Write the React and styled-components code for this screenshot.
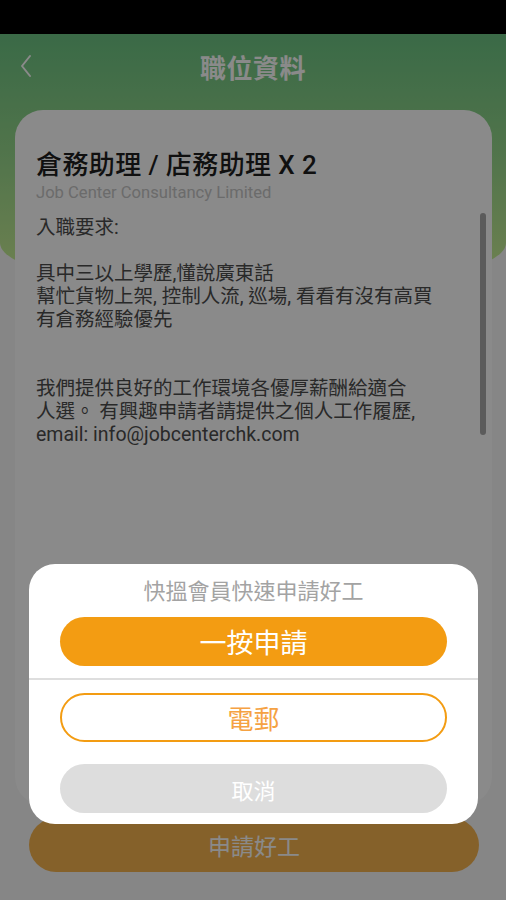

--

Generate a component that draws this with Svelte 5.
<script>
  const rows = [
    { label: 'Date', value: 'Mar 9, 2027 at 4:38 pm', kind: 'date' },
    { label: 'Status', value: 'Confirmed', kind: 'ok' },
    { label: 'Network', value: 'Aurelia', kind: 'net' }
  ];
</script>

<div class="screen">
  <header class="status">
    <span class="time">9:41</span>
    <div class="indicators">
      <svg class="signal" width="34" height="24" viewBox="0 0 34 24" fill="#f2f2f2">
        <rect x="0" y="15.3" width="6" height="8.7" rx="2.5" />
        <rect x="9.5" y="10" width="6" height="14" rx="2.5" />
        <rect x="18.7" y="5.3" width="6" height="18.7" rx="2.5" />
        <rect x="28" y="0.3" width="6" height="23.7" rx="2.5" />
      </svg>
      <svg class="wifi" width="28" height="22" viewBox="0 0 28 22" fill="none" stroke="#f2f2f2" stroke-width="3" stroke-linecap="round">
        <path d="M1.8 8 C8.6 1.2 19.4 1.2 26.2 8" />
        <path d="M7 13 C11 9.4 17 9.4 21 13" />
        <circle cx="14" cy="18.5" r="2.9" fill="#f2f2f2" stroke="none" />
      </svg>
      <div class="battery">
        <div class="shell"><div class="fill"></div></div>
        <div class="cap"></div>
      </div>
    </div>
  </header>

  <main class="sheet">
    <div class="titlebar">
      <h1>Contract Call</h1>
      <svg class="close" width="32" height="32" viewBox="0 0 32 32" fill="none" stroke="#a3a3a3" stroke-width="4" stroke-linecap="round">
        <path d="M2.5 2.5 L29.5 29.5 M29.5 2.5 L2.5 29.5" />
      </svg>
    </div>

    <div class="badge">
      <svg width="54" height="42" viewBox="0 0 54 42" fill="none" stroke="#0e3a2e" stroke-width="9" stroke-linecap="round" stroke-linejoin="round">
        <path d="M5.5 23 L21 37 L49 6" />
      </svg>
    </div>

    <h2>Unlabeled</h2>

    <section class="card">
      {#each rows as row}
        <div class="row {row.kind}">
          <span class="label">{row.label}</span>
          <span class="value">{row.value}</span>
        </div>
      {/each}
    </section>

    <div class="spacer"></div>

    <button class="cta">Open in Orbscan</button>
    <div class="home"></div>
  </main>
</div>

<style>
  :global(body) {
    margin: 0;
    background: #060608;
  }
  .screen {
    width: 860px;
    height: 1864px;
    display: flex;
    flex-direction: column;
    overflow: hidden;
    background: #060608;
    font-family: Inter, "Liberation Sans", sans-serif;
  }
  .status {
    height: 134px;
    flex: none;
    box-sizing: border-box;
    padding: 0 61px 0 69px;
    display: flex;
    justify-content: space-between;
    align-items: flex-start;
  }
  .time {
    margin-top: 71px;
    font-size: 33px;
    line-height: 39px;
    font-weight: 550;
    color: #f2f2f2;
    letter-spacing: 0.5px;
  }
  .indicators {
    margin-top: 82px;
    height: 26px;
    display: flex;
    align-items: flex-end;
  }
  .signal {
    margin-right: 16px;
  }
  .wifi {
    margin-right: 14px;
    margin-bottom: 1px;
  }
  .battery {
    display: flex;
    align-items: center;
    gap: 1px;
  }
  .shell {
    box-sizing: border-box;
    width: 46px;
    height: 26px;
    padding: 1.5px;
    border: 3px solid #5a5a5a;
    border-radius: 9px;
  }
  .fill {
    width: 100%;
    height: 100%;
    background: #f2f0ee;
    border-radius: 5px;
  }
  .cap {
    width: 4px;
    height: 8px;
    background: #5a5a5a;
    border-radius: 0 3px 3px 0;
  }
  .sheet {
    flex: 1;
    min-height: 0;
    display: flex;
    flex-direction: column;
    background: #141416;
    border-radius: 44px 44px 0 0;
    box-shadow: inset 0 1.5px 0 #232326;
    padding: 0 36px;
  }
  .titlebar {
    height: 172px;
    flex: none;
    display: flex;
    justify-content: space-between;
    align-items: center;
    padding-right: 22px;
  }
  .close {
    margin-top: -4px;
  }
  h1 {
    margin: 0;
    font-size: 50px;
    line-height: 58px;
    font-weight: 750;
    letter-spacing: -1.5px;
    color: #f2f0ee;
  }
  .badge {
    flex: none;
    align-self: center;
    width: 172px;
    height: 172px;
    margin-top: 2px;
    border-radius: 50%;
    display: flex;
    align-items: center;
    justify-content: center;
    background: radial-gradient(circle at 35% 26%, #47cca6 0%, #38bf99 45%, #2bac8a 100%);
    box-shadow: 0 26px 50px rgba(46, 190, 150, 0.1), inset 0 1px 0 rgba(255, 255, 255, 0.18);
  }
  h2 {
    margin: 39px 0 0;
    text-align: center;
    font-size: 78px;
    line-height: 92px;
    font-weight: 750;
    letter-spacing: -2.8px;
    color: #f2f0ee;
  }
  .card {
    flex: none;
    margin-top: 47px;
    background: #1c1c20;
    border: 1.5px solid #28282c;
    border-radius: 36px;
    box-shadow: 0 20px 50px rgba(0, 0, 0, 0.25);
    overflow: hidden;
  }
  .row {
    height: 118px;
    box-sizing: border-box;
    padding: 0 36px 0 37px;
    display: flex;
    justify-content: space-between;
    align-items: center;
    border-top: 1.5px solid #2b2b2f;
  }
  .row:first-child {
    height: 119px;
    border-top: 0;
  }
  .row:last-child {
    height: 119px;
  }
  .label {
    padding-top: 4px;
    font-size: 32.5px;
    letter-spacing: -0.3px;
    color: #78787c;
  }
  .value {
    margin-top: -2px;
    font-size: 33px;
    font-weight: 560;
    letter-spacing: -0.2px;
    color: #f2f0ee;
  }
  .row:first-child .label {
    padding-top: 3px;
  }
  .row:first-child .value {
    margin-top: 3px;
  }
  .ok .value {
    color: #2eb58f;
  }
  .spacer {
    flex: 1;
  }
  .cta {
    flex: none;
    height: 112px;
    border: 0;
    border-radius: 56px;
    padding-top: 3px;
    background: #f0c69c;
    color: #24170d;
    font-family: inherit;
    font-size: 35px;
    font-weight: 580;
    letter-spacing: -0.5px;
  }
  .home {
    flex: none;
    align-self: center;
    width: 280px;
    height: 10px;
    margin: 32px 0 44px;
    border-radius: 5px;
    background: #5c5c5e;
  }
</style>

==

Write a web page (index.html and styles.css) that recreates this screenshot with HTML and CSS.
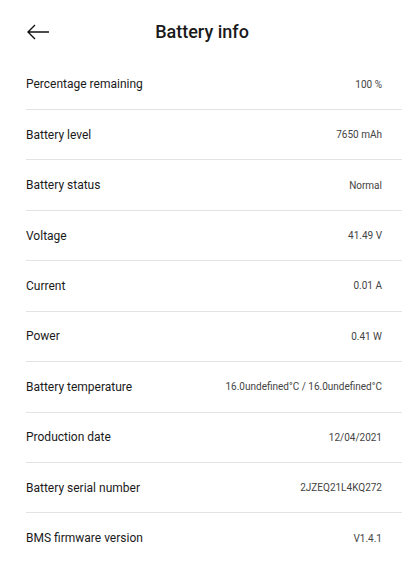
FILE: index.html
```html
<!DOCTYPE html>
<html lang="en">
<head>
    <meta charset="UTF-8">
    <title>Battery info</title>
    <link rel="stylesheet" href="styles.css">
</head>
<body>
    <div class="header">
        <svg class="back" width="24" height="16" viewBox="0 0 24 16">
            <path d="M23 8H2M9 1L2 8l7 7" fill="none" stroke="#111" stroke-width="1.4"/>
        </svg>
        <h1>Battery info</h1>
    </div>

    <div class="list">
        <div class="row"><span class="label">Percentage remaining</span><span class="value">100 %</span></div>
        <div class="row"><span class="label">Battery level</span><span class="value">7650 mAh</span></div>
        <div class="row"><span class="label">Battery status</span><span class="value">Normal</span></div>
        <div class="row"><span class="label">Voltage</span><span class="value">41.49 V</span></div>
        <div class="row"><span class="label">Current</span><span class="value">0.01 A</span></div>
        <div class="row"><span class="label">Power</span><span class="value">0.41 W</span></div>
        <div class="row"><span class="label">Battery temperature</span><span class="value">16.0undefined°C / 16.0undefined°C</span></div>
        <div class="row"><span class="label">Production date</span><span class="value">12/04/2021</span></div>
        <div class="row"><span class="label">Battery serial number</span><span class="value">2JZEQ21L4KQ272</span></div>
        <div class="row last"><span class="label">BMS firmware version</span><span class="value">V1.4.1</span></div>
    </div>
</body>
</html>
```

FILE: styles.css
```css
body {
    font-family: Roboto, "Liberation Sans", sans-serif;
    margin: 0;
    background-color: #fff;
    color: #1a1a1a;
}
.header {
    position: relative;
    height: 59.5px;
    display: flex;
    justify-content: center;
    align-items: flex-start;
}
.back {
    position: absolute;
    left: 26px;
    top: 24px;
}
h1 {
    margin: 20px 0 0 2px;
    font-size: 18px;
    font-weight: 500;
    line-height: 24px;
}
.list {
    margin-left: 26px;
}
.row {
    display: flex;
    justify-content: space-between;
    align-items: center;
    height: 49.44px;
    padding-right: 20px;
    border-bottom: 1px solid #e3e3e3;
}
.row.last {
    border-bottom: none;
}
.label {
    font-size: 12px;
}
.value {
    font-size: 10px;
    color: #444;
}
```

- Job: Give back exactly the lines running from the line that contains "Generate a component" through the line that contains "<h2>Unlabeled</h2>", and nothing outside them.

- Finished task:
Generate a component that draws this with Svelte 5.
<script>
  const rows = [
    { label: 'Date', value: 'Mar 9, 2027 at 4:38 pm', kind: 'date' },
    { label: 'Status', value: 'Confirmed', kind: 'ok' },
    { label: 'Network', value: 'Aurelia', kind: 'net' }
  ];
</script>

<div class="screen">
  <header class="status">
    <span class="time">9:41</span>
    <div class="indicators">
      <svg class="signal" width="34" height="24" viewBox="0 0 34 24" fill="#f2f2f2">
        <rect x="0" y="15.3" width="6" height="8.7" rx="2.5" />
        <rect x="9.5" y="10" width="6" height="14" rx="2.5" />
        <rect x="18.7" y="5.3" width="6" height="18.7" rx="2.5" />
        <rect x="28" y="0.3" width="6" height="23.7" rx="2.5" />
      </svg>
      <svg class="wifi" width="28" height="22" viewBox="0 0 28 22" fill="none" stroke="#f2f2f2" stroke-width="3" stroke-linecap="round">
        <path d="M1.8 8 C8.6 1.2 19.4 1.2 26.2 8" />
        <path d="M7 13 C11 9.4 17 9.4 21 13" />
        <circle cx="14" cy="18.5" r="2.9" fill="#f2f2f2" stroke="none" />
      </svg>
      <div class="battery">
        <div class="shell"><div class="fill"></div></div>
        <div class="cap"></div>
      </div>
    </div>
  </header>

  <main class="sheet">
    <div class="titlebar">
      <h1>Contract Call</h1>
      <svg class="close" width="32" height="32" viewBox="0 0 32 32" fill="none" stroke="#a3a3a3" stroke-width="4" stroke-linecap="round">
        <path d="M2.5 2.5 L29.5 29.5 M29.5 2.5 L2.5 29.5" />
      </svg>
    </div>

    <div class="badge">
      <svg width="54" height="42" viewBox="0 0 54 42" fill="none" stroke="#0e3a2e" stroke-width="9" stroke-linecap="round" stroke-linejoin="round">
        <path d="M5.5 23 L21 37 L49 6" />
      </svg>
    </div>

    <h2>Unlabeled</h2>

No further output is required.